• Friday, Feb 22, 2019
  • Last Update : 08:53 am

What makes her confined at home?

  • Published at 07:36 pm January 8th, 2014
What makes her confined at home?

Arunima Das, a class six student of Holy Cross School, is very angry with her parents. She stopped talking to her father after the publication of PSC examination results. Das achieved A+ in the class five terminal examinations.

“My father had promised me to visit Fantasy Kingdom if I can secure A+. But, he broke the promise and I am very angry with him,” she quipped.

“It is a great pain for me as I have to bear the annoying speeches of my only daughter because of my failure to make her a cheerful visit to Fantasy Kingdom,” said Arunima’s father Sunil Das, who is a banker, expressing abhorrence to the political parties for creating deadlock situation across the country.

Like Arunima Das, a number of students, city dwellers and countrymen have failed to make their year-end holidays due to political programmes including hartals and blockades, which shattered the business of amusement parks across the country. 

Sohel Mahmud, a businessman of Mirpur, told the Dhaka Tribune he had to change several times the schedule for visiting Foy’s Lake in Chittagong due to blockades. He was supposed to enjoy the thirty first night there along with his family, but had to cancel due to the political programmes and the government restriction on the New Year celebration.

People from different parts of the country, including Chittagong city dwellers, visit Foy’s Lake on the holidays, especially in the winter.
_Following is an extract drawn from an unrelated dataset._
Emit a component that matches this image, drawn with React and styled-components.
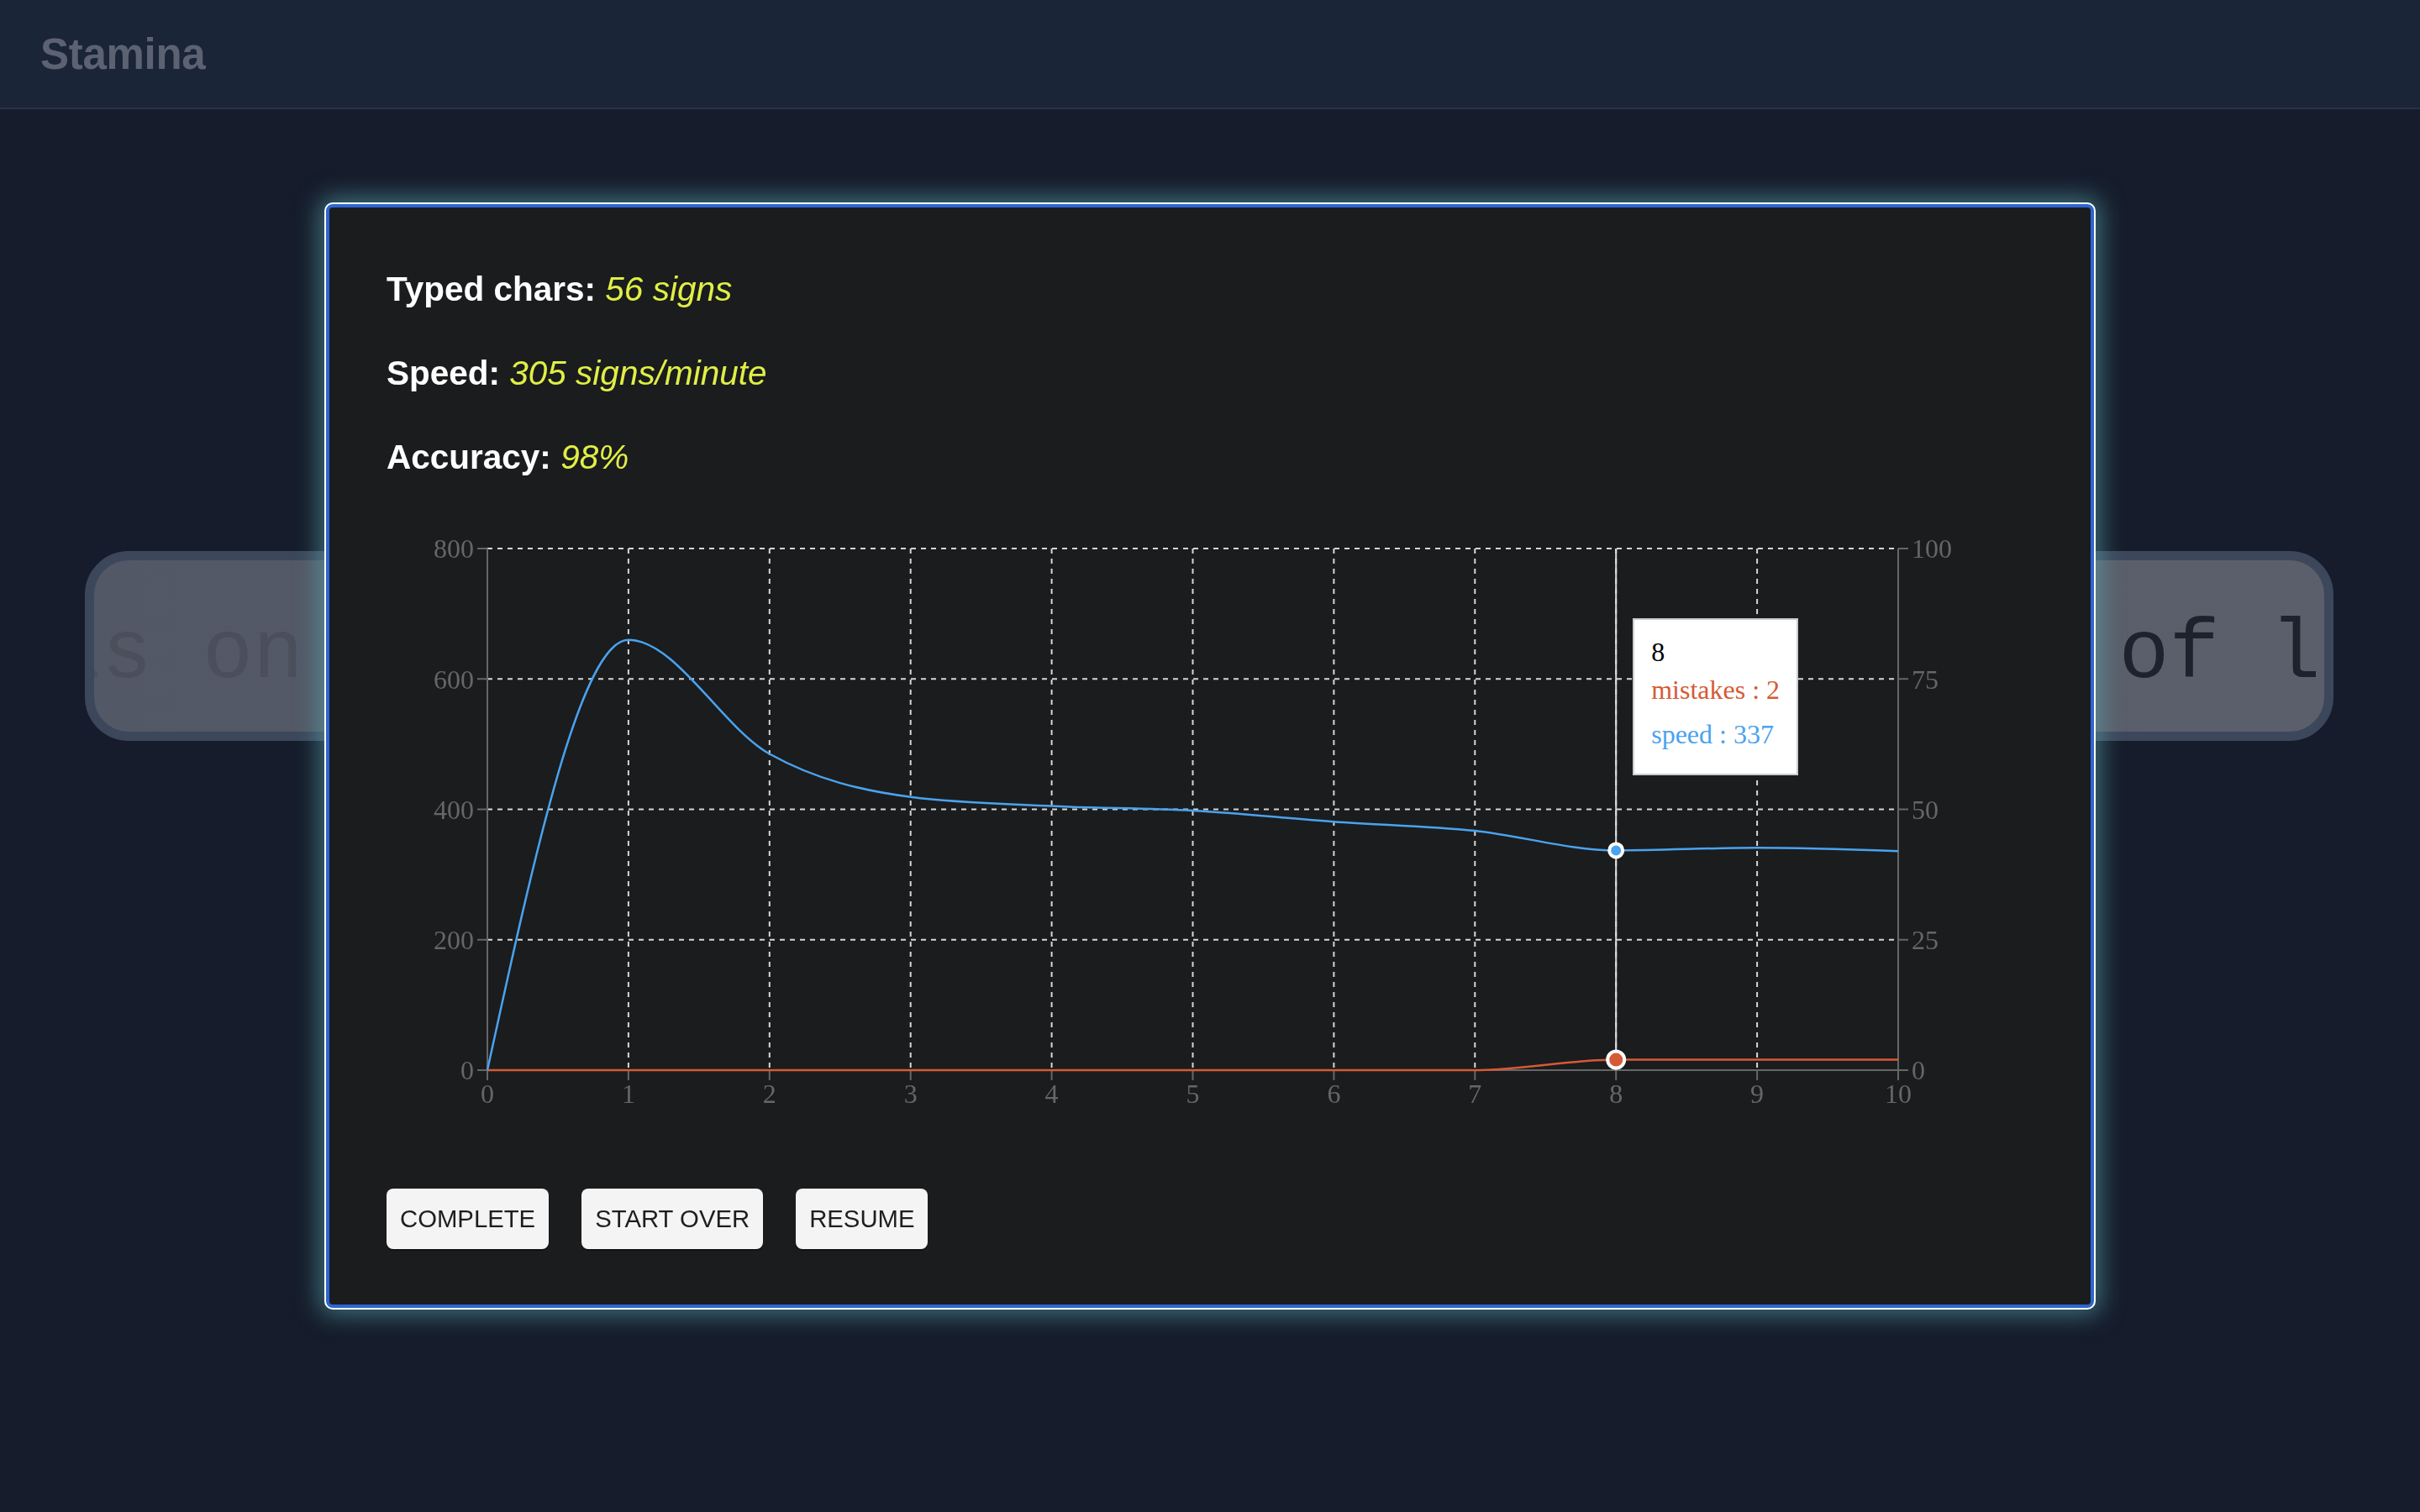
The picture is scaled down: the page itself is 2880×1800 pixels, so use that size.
import React from 'react';
import styled, { createGlobalStyle } from 'styled-components';

const GlobalStyle = createGlobalStyle`
  html, body {
    margin: 0;
    padding: 0;
    background: #161c2b;
    font-family: "Liberation Sans", Arial, sans-serif;
  }
`;

const speed = [0, 660, 485, 419, 405, 398, 381, 367, 337, 341, 336];
const mistakes = [0, 0, 0, 0, 0, 0, 0, 0, 2, 2, 2];
const active = 8;

// chart geometry (svg px)
const W = 1962;
const H = 740;
const PL = 121;
const PR = 1800;
const PT = 52;
const PB = 673;
const xAt = i => PL + ((PR - PL) * i) / 10;
const yLeft = v => PB - ((PB - PT) * v) / 800;
const yRight = v => PB - ((PB - PT) * v) / 100;

function monotonePath(pts) {
  const n = pts.length;
  const t = new Array(n).fill(0);
  const sign = v => (v < 0 ? -1 : v > 0 ? 1 : 0);
  for (let i = 1; i < n - 1; i++) {
    const [x0, y0] = pts[i - 1];
    const [x1, y1] = pts[i];
    const [x2, y2] = pts[i + 1];
    const h0 = x1 - x0;
    const h1 = x2 - x1;
    const s0 = (y1 - y0) / h0;
    const s1 = (y2 - y1) / h1;
    const p = (s0 * h1 + s1 * h0) / (h0 + h1);
    t[i] =
      (sign(s0) + sign(s1)) *
        Math.min(Math.abs(s0), Math.abs(s1), 0.5 * Math.abs(p)) || 0;
  }
  const sFirst = (pts[1][1] - pts[0][1]) / (pts[1][0] - pts[0][0]);
  t[0] = (3 * sFirst - t[1]) / 2;
  const sLast = (pts[n - 1][1] - pts[n - 2][1]) / (pts[n - 1][0] - pts[n - 2][0]);
  t[n - 1] = (3 * sLast - t[n - 2]) / 2;

  let d = `M${pts[0][0]},${pts[0][1]}`;
  for (let i = 0; i < n - 1; i++) {
    const [x0, y0] = pts[i];
    const [x1, y1] = pts[i + 1];
    const dx = (x1 - x0) / 3;
    d += `C${x0 + dx},${y0 + dx * t[i]},${x1 - dx},${y1 - dx * t[i + 1]},${x1},${y1}`;
  }
  return d;
}

const Page = styled.div`
  min-height: 100vh;
  display: flex;
  flex-direction: column;
`;

const Header = styled.header`
  height: 128px;
  display: flex;
  align-items: center;
  padding: 0 48px;
  background: #1b2538;
  border-bottom: 2px solid #283246;
`;

const Logo = styled.h1`
  margin: 0;
  font-size: 51px;
  font-weight: 700;
  color: #5c6272;
  letter-spacing: -0.3px;
`;

const Main = styled.main`
  padding: 526px 103px 0 101px;
`;

const TypingBox = styled.div`
  height: 204px;
  display: flex;
  align-items: center;
  overflow: hidden;
  border: 11px solid #3c475b;
  border-radius: 52px;
  background: linear-gradient(90deg, #525866, #5b5f6b);
`;

const TypingLine = styled.div`
  margin-left: -51px;
  margin-top: 22px;
  white-space: pre;
  font-family: "Liberation Mono", "Courier New", monospace;
  font-size: 100px;
  line-height: 1;
`;

const Chars = styled.span`
  color: ${props => (props.typed ? '#4a4f5b' : '#1f222c')};
`;

const Overlay = styled.div`
  position: fixed;
  inset: 0;
  display: flex;
  align-items: center;
  justify-content: center;
`;

const Modal = styled.div`
  box-sizing: border-box;
  width: 2104px;
  padding: 74px 67px 66px 68px;
  background: #1b1c1e;
  border: 4px solid #2d66d0;
  border-radius: 8px;
  box-shadow: 0 0 0 2px #ffffff, 0 0 28px 8px rgba(92, 178, 188, 0.55);
  display: flex;
  flex-direction: column;
`;

const Stats = styled.div`
  display: flex;
  flex-direction: column;
  gap: 54px;
`;

const Stat = styled.p`
  margin: 0;
  font-size: 40.5px;
  line-height: 46px;
  color: #ffffff;

  strong {
    font-weight: 700;
  }
  em {
    color: #e0ef45;
    font-style: italic;
  }
`;

const ChartWrap = styled.div`
  position: relative;
  margin-top: 34px;
  margin-left: -1px;
  width: ${W}px;
  height: ${H}px;

  svg {
    display: block;
  }
  text {
    font-family: "Liberation Serif", "Times New Roman", serif;
    font-size: 32px;
    fill: #666666;
  }
`;

const Tooltip = styled.div`
  position: absolute;
  top: 135px;
  padding: 20px;
  background: #ffffff;
  border: 2px solid #cccccc;
  white-space: nowrap;
  font-family: "Liberation Serif", "Times New Roman", serif;
  font-size: 32px;
`;

const TooltipLabel = styled.p`
  margin: 0;
  color: #000000;
`;

const TooltipList = styled.ul`
  margin: 0;
  padding: 0;
  list-style: none;
`;

const TooltipItem = styled.li`
  padding: 8px 0;
  color: ${props => props.color};
`;

const Actions = styled.div`
  display: flex;
  gap: 39px;
  margin-top: 74px;
`;

const Button = styled.button`
  height: 72px;
  padding: 0 16px;
  border: none;
  border-radius: 8px;
  background: #f4f4f4;
  box-shadow: 0 2px 0 rgba(0, 0, 0, 0.35);
  color: #1e1e1e;
  font-family: "Liberation Sans", Arial, sans-serif;
  font-size: 29.3px;
  cursor: pointer;
`;

function Chart() {
  const speedPts = speed.map((v, i) => [xAt(i), yLeft(v)]);
  const mistakePts = mistakes.map((v, i) => [xAt(i), yRight(v)]);
  const yTicksLeft = [0, 200, 400, 600, 800];
  const yTicksRight = [0, 25, 50, 75, 100];
  const ax = xAt(active);

  return (
    <ChartWrap>
      <svg width={W} height={H} viewBox={`0 0 ${W} ${H}`}>
        <g stroke="#d6d6d6" strokeWidth="2" strokeDasharray="6 6">
          {yTicksLeft.map(v => (
            <line key={`h${v}`} x1={PL} x2={PR} y1={yLeft(v)} y2={yLeft(v)} />
          ))}
          {speed.map((_, i) => (
            <line key={`v${i}`} x1={xAt(i)} x2={xAt(i)} y1={PT} y2={PB} />
          ))}
        </g>

        <g stroke="#666666" strokeWidth="2">
          <line x1={PL} x2={PL} y1={PT} y2={PB} />
          <line x1={PR} x2={PR} y1={PT} y2={PB} />
          <line x1={PL} x2={PR} y1={PB} y2={PB} />
          {yTicksLeft.map(v => (
            <line key={`tl${v}`} x1={PL - 12} x2={PL} y1={yLeft(v)} y2={yLeft(v)} />
          ))}
          {yTicksRight.map(v => (
            <line key={`tr${v}`} x1={PR} x2={PR + 12} y1={yRight(v)} y2={yRight(v)} />
          ))}
          {speed.map((_, i) => (
            <line key={`tb${i}`} x1={xAt(i)} x2={xAt(i)} y1={PB} y2={PB + 12} />
          ))}
        </g>

        {yTicksLeft.map(v => (
          <text key={`ll${v}`} x={PL - 16} y={yLeft(v)} dy="0.355em" textAnchor="end">
            {v}
          </text>
        ))}
        {yTicksRight.map(v => (
          <text key={`lr${v}`} x={PR + 16} y={yRight(v)} dy="0.355em" textAnchor="start">
            {v}
          </text>
        ))}
        {speed.map((_, i) => (
          <text key={`lb${i}`} x={xAt(i)} y={PB + 16} dy="0.71em" textAnchor="middle">
            {i}
          </text>
        ))}

        <line x1={ax} x2={ax} y1={PT} y2={PB} stroke="#dddddd" strokeWidth="2" />

        <path d={monotonePath(mistakePts)} fill="none" stroke="#d65a36" strokeWidth="2.5" />
        <path d={monotonePath(speedPts)} fill="none" stroke="#4aa3ef" strokeWidth="2.5" />

        <circle cx={ax} cy={yRight(mistakes[active])} r="10" fill="#d65a36" stroke="#ffffff" strokeWidth="4" />
        <circle cx={ax} cy={yLeft(speed[active])} r="8" fill="#4aa3ef" stroke="#ffffff" strokeWidth="4" />
      </svg>

      <Tooltip style={{ left: ax + 20 }}>
        <TooltipLabel>{active}</TooltipLabel>
        <TooltipList>
          <TooltipItem color="#d65a36">mistakes : {mistakes[active]}</TooltipItem>
          <TooltipItem color="#4aa3ef">speed : {speed[active]}</TooltipItem>
        </TooltipList>
      </Tooltip>
    </ChartWrap>
  );
}

export default function App() {
  return (
    <Page>
      <GlobalStyle />
      <Header>
        <Logo>Stamina</Logo>
      </Header>
      <Main>
        <TypingBox>
          <TypingLine>
            <Chars typed>ls on the planets exist in sev</Chars>
            <Chars>eral forms of large rocks</Chars>
          </TypingLine>
        </TypingBox>
      </Main>

      <Overlay>
        <Modal>
          <Stats>
            <Stat>
              <strong>Typed chars:</strong> <em>56 signs</em>
            </Stat>
            <Stat>
              <strong>Speed:</strong> <em>305 signs/minute</em>
            </Stat>
            <Stat>
              <strong>Accuracy:</strong> <em>98%</em>
            </Stat>
          </Stats>
          <Chart />
          <Actions>
            <Button>COMPLETE</Button>
            <Button>START OVER</Button>
            <Button>RESUME</Button>
          </Actions>
        </Modal>
      </Overlay>
    </Page>
  );
}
But a sense of insecurity kept them away this season, said Bishwajit Ghos, assistant manager (marketing) of Foy’s Lake at Chittagong.

During blockades visitor presence came down to 100-150 people per day as compared to 1,500 to 2,000 of previous years, he added.

“We had taken preparation to give the lake a decorated look for the New Year, but the investment for renovation only increased the amount of our looses,” said Ghos.

“We, a group of 10 first year student of Dhaka International University, have planned to go on a three-day tour to Cox’s Bazaar on the first week of January, but had to put off the plan as BNP enforced hartal,” said Munim Chowdhury, a member of the group.  

“It has now become difficult for us to run the park as visitors presence fell by around 90%,” said Enamul Hossain, assistant manager (sales) of Fantasy Kingdom.”We had to pay staffs though the income is at zero level.”

In the Fridays and holidays, generally 15,000 to 20,000 visitors come to enjoy their holidays, but due to political unrest, it came down to 400 to 500 per day, he added.

During December to January period of every year, the amusement park faces huge rush from corporate houses, schools and collages for picnic. But this year, they hosted no such groups as yet, said Enamul.  

“Tourist spots are to enjoy. But no one could enjoy due to violence,” said Mizanur Rahman, general manager of Swapnopuri, an amusement park at Dinajpur. He said the political unrest hindered people from moving, affecting the amusement park business.

“We are not getting reservations for picnics by corporate or institutional clients as they are suffering from indecision due to political programmes being announced indiscriminately beyond prediction,” said Zubaid Al Hafiz, head of marketing at Nandan Park.

If the unrest continues, the whole sector will fall into deep crises as the business of the sector in the peak season is at stake, said Hafiz. “We have incurred a loss of over Tk1 crore in last two months.”

“Domestic tourism reached on the verge of collapse,” Taufiq Uddin Ahmed, president of Tour Operators Association of Bangladesh (TOAB), spoke of the state of the sector that already suffered a business loss of 90%. On the other hand, he said, inbound tourism came down to zero level as the operators have been forced to cancel scheduled visits by the foreign tourists.

As a result, the linkage business like hotel, restaurants, tourism vessel and vehicles are facing setback as they cannot bear the expenses, Ahmed said.